Le moment est bien choisi d'entamer cette "piste" du renouveau de l'Europe alors que l'Euro, cette monumentale erreur, commence son trépas. Je sais bien que les vaillants croisés qui n'ont jamais tenu ne fut-ce qu'une échoppe, clamaient haut et fort de s'être payés la tète des "spéculateurs" juste la semaine passée. Quand dans le temps, ces "spéculateurs" faisaient monter l'Euro ou prêtaient de l'argent à grand risque à la Grèce et à d'autres, ils étaient des investisseurs avisés. D'ailleurs le plan de sauvetage de $1.000 milliards cherche à préserver les intérêts de ces spéculateurs, non? Ce plan traite le symptôme, la dette. Ce n'est pas un remède. Le remède est que la Grèce et d'autres dévaluent leur monnaie pour se ressaisir. Or cela ne peut se faire avec un monnaie unique. Il faudra bien faire marche arrière, retour à la drachme grecque et aux autres monnaies, pour, faute de gouvernement européen, retourner aux gouvernements souverains cet outil de politique économique. La preuve? Aucun pays non-membre de l'Eurogroupe n'a les problèmes des PIIGS, Portugal, Italie, Irlande, Grèce et Espagne. Même pour le Luxembourg, bénéficiaire à priori d'une participation à une monnaie forte, il serait opportun de mesurer à quel point le déficit budgétaire et les plus de 15.000 chômeurs sont dus aux coûts et aux freinages associés au maintien de l'Euro.

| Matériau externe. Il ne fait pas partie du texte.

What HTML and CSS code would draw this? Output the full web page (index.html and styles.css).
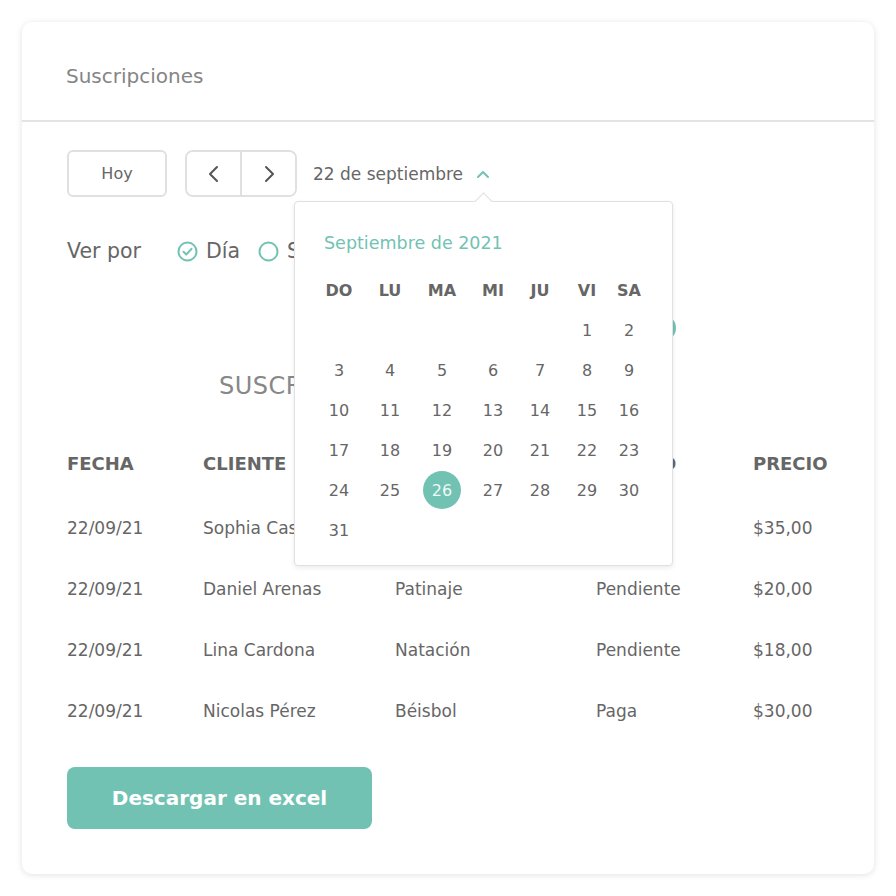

L'Euro aura probablement vécu ce que vivent les idées mal conçues: l'espace d'un matin. Il a précédé la réponse à la question ci-dessus: quel est le but final de l'intégration européenne? Il jouera sans doute le rôle de monnaie de réserve au plus. Et on saluera alors la fin de l'Eurogroupe et le retour au Luxembourg de son Président, qui pourra consacrer son temps aux "pistes" que la petite laitière a tracées, et aux nouvelles pistes que cette courte réflexion-ci a décelées, et qui seraient bien seyantes à nos stars internationales: se battre pour les intérêts stratégiques du Luxembourg. Pour commencer, prenons l'euro par les cornes!